If we exclude lawyers, it is only fitting that we also exclude doctors and indian chiefs.

Xeno wrote:

[…perplexed…] Yeah, 'cause then we would “make sure the people we elect to develop and enact sensible legislation have no expertise in legal terminology, no knowledge of legal precedence and no experience in the interpretation of poorly written legislation.”

I don’t think so. It’s rather like prohibiting mechanical engineers from writing signs for bridges.

NOTICE: MAINTAIN 5 RADIANS CLEARANCE FROM DOWNTHROWN SIDE OF GRABEN BETWEEN LATERAL SPAN AND CARRIAGE TRUSS AT ALL TIMES

:smiley: That’s funny!

Actually, it’s even more like prohibiting any participation of mechanical engineers in the determination of bridge weight limits.

NOTICE: BRIDGE MAY COLLAPSE IF MORE THAN SEVERAL VEHICLES OF MODERATE WEIGHT TRAVERSE IT UNDER SOME CONDITIONS. THEREFORE WEIGHT LIMIT ON THIS BRIDGE IS 4000 LBS

That’ll be a damned safe bridge; however, potential volume of traffic may be drastically limited.

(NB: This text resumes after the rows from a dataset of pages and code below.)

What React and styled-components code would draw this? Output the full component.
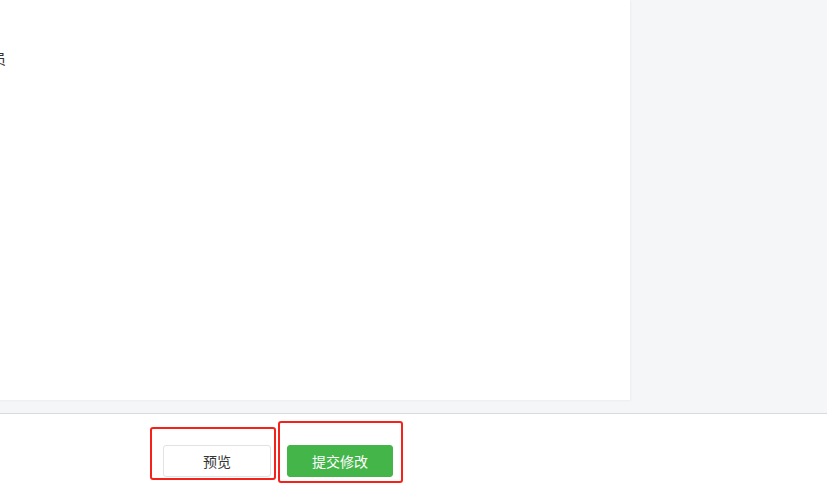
import React from 'react';
import styled, { createGlobalStyle } from 'styled-components';

const Global = createGlobalStyle`
  html, body { margin: 0; padding: 0; }
  body {
    background: #f5f6f7;
    font-family: "Noto Sans CJK SC", "Liberation Sans", sans-serif;
    overflow: hidden;
  }
`;

const Page = styled.div`
  width: 827px;
  height: 500px;
  display: flex;
  flex-direction: column;
  overflow: hidden;
`;

const Main = styled.div`
  height: 413px;
  display: flex;
  align-items: flex-start;
  overflow: hidden;
`;

const Panel = styled.div`
  margin-left: -94px;
  width: 724px;
  height: 400px;
  background: #fff;
  box-shadow: 1px 1px 2px rgba(0, 0, 0, 0.04);
  padding-top: 48px;
  box-sizing: border-box;
`;

const FormRow = styled.div`
  display: grid;
  grid-template-columns: 100px 1fr;
`;

const Label = styled.div`
  text-align: right;
  font-size: 14px;
  line-height: 20px;
  color: #353535;
`;

const Footer = styled.div`
  flex: 1;
  background: #fff;
  border-top: 1px solid #d9dadc;
  display: flex;
  align-items: flex-start;
  padding-left: 150px;
  gap: 2px;
`;

const Mark = styled.div`
  border: 2px solid #f5211b;
  border-radius: 3px;
  margin-top: ${p => p.top}px;
  padding: ${p => p.pad};
  display: flex;
`;

const Button = styled.button`
  height: 32px;
  font-family: inherit;
  font-size: 14px;
  border-radius: 3px;
  cursor: pointer;
  padding: 0;
  ${p => p.primary ? `
    width: 106px;
    background: #44b549;
    border: 1px solid #44b549;
    color: #fff;
  ` : `
    width: 108px;
    background: #fff;
    border: 1px solid #e2e2e2;
    color: #353535;
  `}
`;

export default function App() {
  return (
    <Page>
      <Global />
      <Main>
        <Panel>
          <FormRow>
            <Label>成员</Label>
            <div />
          </FormRow>
        </Panel>
      </Main>
      <Footer>
        <Mark top={13} pad="16px 3px 1px 11px">
          <Button>预览</Button>
        </Mark>
        <Mark top={7} pad="22px 8px 4px 7px">
          <Button primary>提交修改</Button>
        </Mark>
      </Footer>
    </Page>
  );
}
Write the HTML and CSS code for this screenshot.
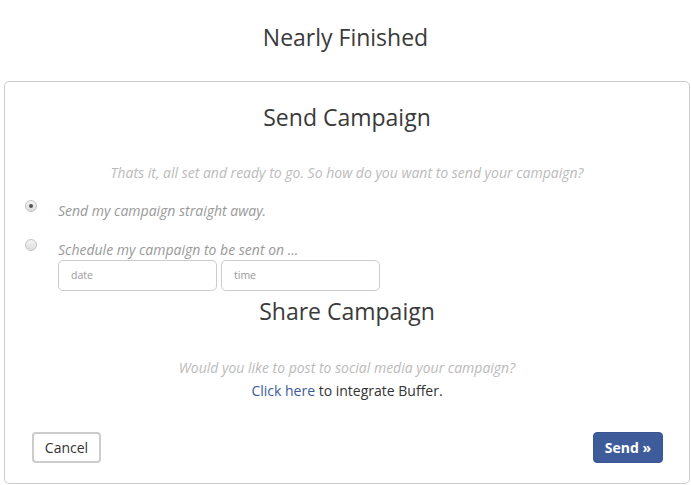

My only point was that keeping lawyers out of lawmaking, rather than leading to clearer or more “common sense” laws, would likely result in less effectual, less precise and focused laws simply due to the absence of available expertise. Certainly, a law degree is not necessary for a legislator to craft effective law. But it certainly helps if those who spend the most time observing the practical application of laws participate in the process, wouldn’t you think?

Please allow me to respond to Texican’s proposal without trying to justify the entire structure of US government.

:slight_smile:

Yes, that is rather concrete. Of course, you haven’t quoted the whole thing, conveniently omitting the part of the Amendment that runs contrary to your position. Of course, that would make it look less clear and concrete, wouldn’t it?

In other words, you just committed the same deceptive conduct that you (erroneously) accused minty of doing, because citing the complete amendment would undercut your argument.

Any lawyer who tries that in court proceedings gets quickly reamed out by the judge once it’s discovered. We’re under a professional obligation to disclose all relevant authorities, including those that go against our position.